日本遺産認定記念シンポジウム「葛城修験(大阪会場)」(大阪府泉佐野市)

 令和3年2月27日(土)午後、大阪府泉佐野市で開催された日本遺産認定記念シンポジウム「葛城修験」を聴講しました。2月13日(土)に奈良会場で開催された同じタイトルのシンポジウムに参加したのですが、基調講演講師の人選ミスなどで消化不良だったので、パネリストが豪華なこのシンポジウムにも参加することにしたのです。


 「日本遺産」とはストーリーを評価するもので、文化遺産の価値づけを行う「世界遺産」とは違った趣旨のものです。修験道とは山岳信仰に仏教などが集合した宗教のことで、役行者が開祖と仮託されています。修験道と聞いて最初に思い浮かぶのは世界遺産「紀伊山地の霊場と参詣道」の「吉野・大峰」ですが、その前に役行者が開いたのが「葛城修験」です。

 

 最初に犬鳴山 七宝龍寺(いぬなきさん しっぽうりゅうじ)の東條仁哲(とうじょう にんてつ)貫主が挨拶を兼ねて葛城修験の概要を説明されます。
 豪華な講師やパネラーは東條猊下の人脈で集められたようです。基調講演の講師である金峯山寺長臈の田中利典(たなか りてん)師に対して、“日本で一番修験道を勉強しているが、葛城修験の勉強だけが足りない”と苦言を呈されました。それだけ期待されているのでしょう。
 その田中師は、(1)修験道には①大自然が道場、②宗派を超えた実践仏教、③民衆の宗教、④神仏習合と四つの要諦がある、(2)葛城修験の日本遺産登録を機会に信仰や歴史・風土・文化を知ることで未来を創造することが大切など、分かりやすく説明されます。動画による修験の紹介、田中師と参加者が「六根清浄・懺悔懺悔」を唱和するなど40分では短すぎる多彩な内容でした。


 次の講師は、三井寺(園城寺)長吏の福家俊彦(ふけ しゅんげん)師です。
 豊富な画像を示しながら講演され、大峰修験と比べて葛城修験には(1)大峰の「密の峰(金剛界・胎蔵界)」に対して法華経による「顕の峰」、(2)参加しやすい巡峰修業、(3)里と山を結ぶ修行道場の特色があると説明されました。

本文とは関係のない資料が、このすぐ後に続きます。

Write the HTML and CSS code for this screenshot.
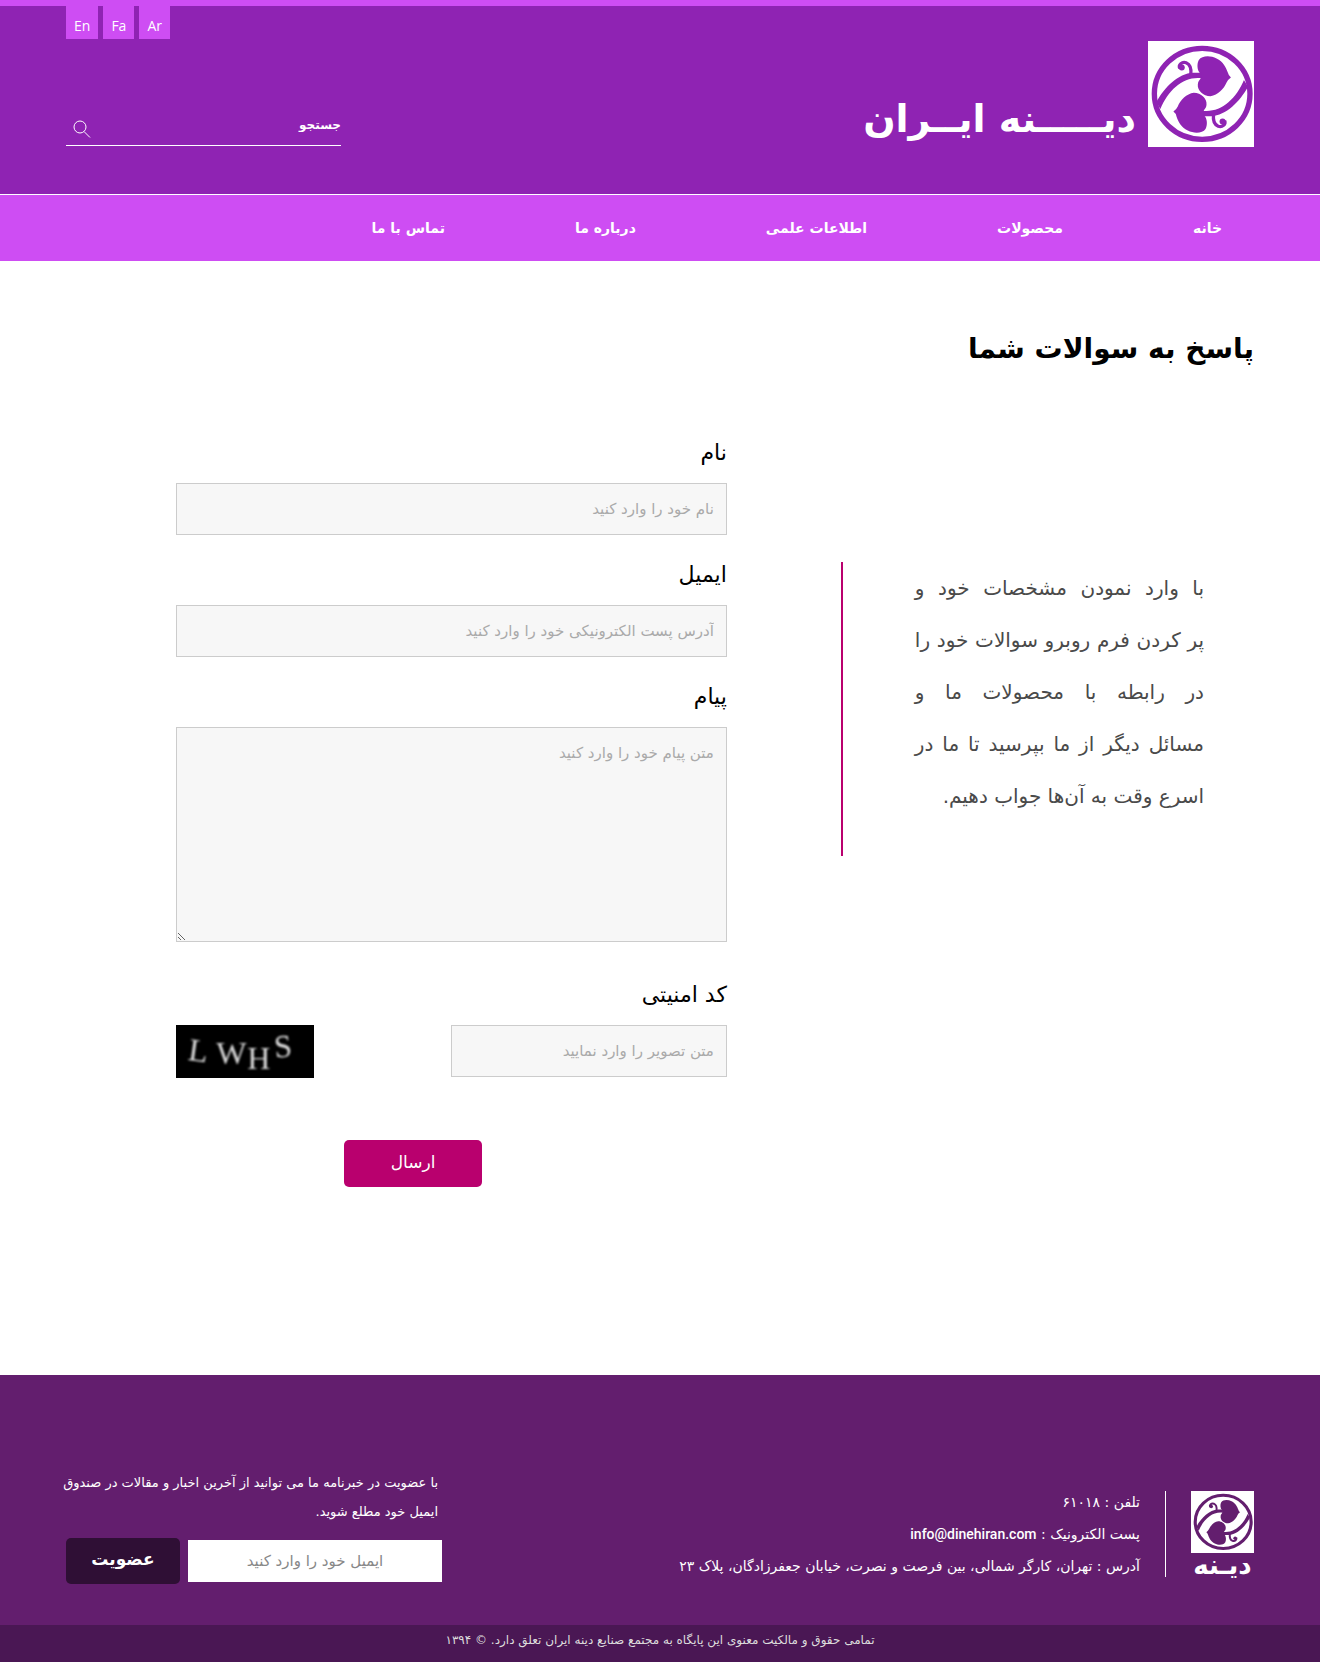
FILE: index.html
```html
<!DOCTYPE html>
<html lang="fa" dir="rtl">
<head>
<meta charset="utf-8">
<meta name="viewport" content="width=device-width, initial-scale=1">
<title>پاسخ به سوالات شما</title>
<link rel="stylesheet" href="styles.css">
</head>
<body>
<svg class="sprite" aria-hidden="true">
  <defs>
    <g id="leaf">
      <path d="M181 116C171 107 171 86 177 76C186 62 212 62 230 71C250 80 259 99 264 114Q266 123 273 128Q264 134 260 143C252 162 234 181 212 184C190 184 172 166 174 149C174 141 178 137 182 132Z"/>
      <path d="M50 202C74 158 115 116 160 114L184 114L184 130C132 124 86 164 62 222Z"/>
      <path d="M153 120C155 103 151 89 139 84C127 80 115 90 120 101" fill="none" stroke="currentColor" stroke-width="10"/>
      <circle cx="126" cy="98" r="9"/>
    </g>
    <symbol id="emblem" viewBox="25 19 317 317">
      <g fill="currentColor">
        <use href="#leaf"/>
        <use href="#leaf" transform="rotate(180 187 179)"/>
      </g>
      <ellipse cx="187" cy="177" rx="143" ry="136" fill="none" stroke="currentColor" stroke-width="16"/>
    </symbol>
  </defs>
</svg>

<header class="header">
  <div class="container header-row">
    <a class="brand" href="#">
      <svg class="brand-mark" aria-hidden="true"><use href="#emblem"/></svg>
      <span class="brand-name">دیـــــنه ایــران</span>
    </a>
    <div class="tools">
      <div class="languages" dir="ltr">
        <a href="#">En</a>
        <a href="#">Fa</a>
        <a href="#">Ar</a>
      </div>
      <form class="search">
        <input type="text" placeholder="جستجو" aria-label="جستجو">
        <button type="button" aria-label="جستجو">
          <svg viewBox="0 0 18 18" width="18" height="18" fill="none" stroke="#fff" aria-hidden="true"><circle cx="7" cy="7" r="6"/><path d="M11 11.500L17 17.500"/></svg>
        </button>
      </form>
    </div>
  </div>
</header>

<nav class="nav">
  <ul class="container nav-list">
    <li><a href="#">خانه</a></li>
    <li><a href="#">محصولات</a></li>
    <li><a href="#">اطلاعات علمی</a></li>
    <li><a href="#">درباره ما</a></li>
    <li><a href="#">تماس با ما</a></li>
  </ul>
</nav>

<main class="container main">
  <h1>پاسخ به سوالات شما</h1>
  <div class="contact">
    <p class="intro">با وارد نمودن مشخصات خود و پر&nbsp;کردن فرم روبرو سوالات خود را در رابطه با محصولات ما و مسائل&nbsp;دیگر از ما بپرسید تا ما در اسرع وقت به آن‌ها جواب دهیم.</p>
    <form class="form">
      <label for="name">نام</label>
      <input class="field" id="name" type="text" placeholder="نام خود را وارد کنید">
      <label for="email">ایمیل</label>
      <input class="field" id="email" type="text" placeholder="آدرس پست الکترونیکی خود را وارد کنید">
      <label for="message">پیام</label>
      <textarea class="field message" id="message" placeholder="متن پیام خود را وارد کنید"></textarea>
      <label for="code">کد امنیتی</label>
      <div class="captcha-row">
        <input class="field" id="code" type="text" placeholder="متن تصویر را وارد نمایید">
        <svg class="captcha" viewBox="0 0 137 53" role="img" aria-label="LWHS">
          <g class="captcha-text">
            <text x="12" y="36" transform="rotate(8 20 28)">L</text>
            <text x="40" y="39">W</text>
            <text x="71" y="44">H</text>
            <text x="98" y="32" transform="rotate(-5 106 25)">S</text>
          </g>
        </svg>
      </div>
      <button class="send" type="button">ارسال</button>
    </form>
  </div>
</main>

<footer class="footer">
  <div class="container footer-row">
    <div class="footer-brand">
      <svg class="footer-mark" aria-hidden="true"><use href="#emblem"/></svg>
      <span>دیـنه</span>
    </div>
    <address class="details">
      <span>تلفن : ۶۱۰۱۸</span>
      <span>پست الکترونیک : <a href="#">info@dinehiran.com</a></span>
      <span>آدرس : تهران، کارگر شمالی، بین فرصت و نصرت، خیابان جعفرزادگان، پلاک ۲۳</span>
    </address>
    <form class="newsletter">
      <p>با عضویت در خبرنامه ما می توانید از آخرین اخبار و مقالات در صندوق ایمیل خود مطلع شوید.</p>
      <div class="subscribe">
        <input type="text" placeholder="ایمیل خود را وارد کنید" aria-label="ایمیل">
        <button type="button">عضویت</button>
      </div>
    </form>
  </div>
  <p class="copyright">تمامی حقوق و مالکیت معنوی این پایگاه به مجتمع صنایع دینه ایران تعلق دارد. © ۱۳۹۴</p>
</footer>
</body>
</html>
```

FILE: styles.css
```css
* {
  box-sizing: border-box;
}

body {
  margin: 0;
  background: #fff;
  color: #000;
  font-family: "DejaVu Sans", sans-serif;
}

a {
  color: inherit;
  text-decoration: none;
}

input,
textarea,
button {
  font-family: inherit;
  margin: 0;
}

.sprite {
  position: absolute;
  width: 0;
  height: 0;
}

.container {
  width: 90%;
  margin: 0 auto;
}

.header {
  background: #8f23b3;
  color: #fff;
  border-top: 6px solid #ce4df3;
  border-bottom: 1px solid #fff;
}

.header-row {
  display: flex;
  justify-content: space-between;
  min-height: 188px;
}

.brand {
  display: flex;
  align-items: flex-start;
  gap: 12px;
  padding-top: 35px;
}

.brand-mark {
  width: 106px;
  height: 106px;
  background: #fff;
  color: #8f23b3;
}

.brand-name {
  font-size: 38px;
  font-weight: bold;
  line-height: 48px;
  padding-top: 54px;
}

.tools {
  width: 275px;
  display: flex;
  flex-direction: column;
  gap: 66px;
}

.languages {
  display: flex;
  gap: 5px;
  font-family: "Open Sans", sans-serif;
  font-size: 14px;
}

.languages a {
  background: #ce4df3;
  padding: 6px 8px 0;
  height: 33px;
  line-height: 27px;
}

.search {
  display: flex;
  align-items: center;
  height: 41px;
  border-bottom: 1px solid #fff;
}

.search input {
  flex: 1;
  min-width: 0;
  padding: 0;
  border: 0;
  background: none;
  color: #fff;
  font-size: 12px;
  font-weight: bold;
}

.search input::placeholder {
  color: #fff;
}

.search button {
  padding: 7px 7px 0;
  border: 0;
  background: none;
  line-height: 0;
}

.nav {
  background: #ce4df3;
  color: #fff;
}

.nav-list {
  display: flex;
  gap: 130px;
  padding: 0 32px;
  list-style: none;
  font-size: 14px;
  font-weight: bold;
  line-height: 66px;
  white-space: nowrap;
}

.main {
  padding: 56px 0 188px;
}

h1 {
  margin: 0;
  font-size: 28px;
  line-height: 64px;
}

.contact {
  display: grid;
  grid-template-columns: 3fr 4fr;
  column-gap: 114px;
  padding: 48px 0 0 110px;
}

.intro {
  align-self: start;
  margin: 133px 0 0;
  padding: 0 50px 34px 72px;
  border-left: 2px solid #b9006e;
  color: #4a4a4a;
  font-size: 20px;
  line-height: 52px;
  text-align: justify;
}

.form {
  display: flex;
  flex-direction: column;
}

.form label {
  font-size: 22px;
  line-height: 48px;
  padding-bottom: 6px;
}

.field {
  width: 100%;
  height: 52px;
  margin-bottom: 16px;
  padding: 0 12px;
  border: 1px solid #ccc;
  border-radius: 0;
  background: #f7f7f7;
  font-size: 15px;
}

.field::placeholder {
  color: #aaa;
}

.message {
  height: 215px;
  margin-bottom: 29px;
  padding-top: 16px;
}

.captcha-row {
  display: flex;
  justify-content: space-between;
}

.captcha-row .field {
  width: 50%;
}

.captcha {
  width: 25%;
  height: 53px;
  background: #000;
}

.captcha-text {
  direction: ltr;
  fill: #ddd;
  font: 32px "Liberation Serif", serif;
  filter: blur(1px);
}

.send {
  width: 25%;
  height: 47px;
  margin: 47px 245px 0 0;
  padding: 0 0 4px;
  border: 0;
  border-radius: 5px;
  background: #b9006e;
  color: #fff;
  font-size: 17px;
}

.footer {
  background: #631e6e;
  color: #fff;
}

.footer-row {
  display: flex;
  padding: 93px 0 41px;
}

.footer-brand {
  display: flex;
  flex-direction: column;
  width: 63px;
  margin-top: 23px;
  font-size: 26px;
  font-weight: bold;
  line-height: 24px;
  text-align: center;
}

.footer-mark {
  width: 63px;
  height: 62px;
  background: #fff;
  color: #631e6e;
}

.details {
  display: flex;
  flex-direction: column;
  height: 86px;
  margin: 23px 25px 0 auto;
  padding-right: 25px;
  border-right: 1px solid #fff;
  font-size: 14px;
  font-style: normal;
  line-height: 32px;
  white-space: nowrap;
}

.details span {
  margin-top: -5px;
  margin-bottom: 5px;
}

.details a {
  font-family: Roboto, sans-serif;
  font-size: 14px;
  font-weight: 500;
}

.newsletter {
  width: 376px;
}

.newsletter p {
  margin: 0 4px 12px -8px;
  font-size: 13px;
  line-height: 29px;
}

.subscribe {
  display: flex;
  align-items: center;
  gap: 8px;
}

.subscribe input {
  flex: 1;
  min-width: 0;
  height: 42px;
  border: 0;
  font-size: 15px;
  text-align: center;
}

.subscribe input::placeholder {
  color: #888;
}

.subscribe button {
  width: 114px;
  height: 46px;
  padding: 0 0 4px;
  border: 0;
  border-radius: 5px;
  background: #2f0f35;
  color: #fff;
  font-size: 17px;
  font-weight: bold;
}

.copyright {
  margin: 0;
  background: #4a1754;
  color: #ddd;
  font-size: 12px;
  line-height: 30px;
  padding-bottom: 7px;
  text-align: center;
}
```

 続くパネルディスカッションは、基調講演の講師二人に、作家・僧侶の家田荘子(いえだ しょうこ)さん(『極道の妻たち』の作者)、郷土史家の樋野修司さんが加わります。
 樋野さんが“前々から葛城修験は村の中を通る仕組みになっていると感じており、福家師の講演を聞いて意を強くした”と発言されます。
 これを受けて、福家師は“山伏は常民だけでなく被差別者を受け入れていた”と話を発展されます。
 さらに、田中師が、(1)「山の行より里の行」と言うように山の行だけを行うのは単なる仙人で里の行も行うのが山伏、(2)私は「紀伊山地の霊場と参詣道」を世界遺産にするために尽力したが当初は地元の人が吉野の価値に気づいていなかった、(3)葛城修験の日本遺産登録は地域が変わる大きな機会だ、と敷衍されます。
 家田さんは、僧侶として修業や布教をされるとともに、社会的に虐げられている女性の支援活動もされています。これに関して福家氏は“家田さんの活動は山伏の活動そのものだ”と評価されます。また、田中師は“家田さんは役行者が生きていると信じている「変わった人」(後で「特別な人」と訂正(笑))”と発言され、家田さんは“修業していると役行者様が次はあそこで一緒に修業しようと言われる”と見事に受け止められます。このようにパネラーの発言が有機的にかみ合っています。


 最後に、田中師が、(1)世界遺産登録の際にイコモスの人が「門番」の役割が重要だと言っていた、(2)日本遺産登録を契機に地域の人がクリエーターとして葛城修験のことを考えることが重要、ときれいにまとめられました。


 修験道一般や葛城修験への理解が深まっただけでなく、日本遺産登録を契機とした地域のあるべき姿についても考えることができた充実した一日でした。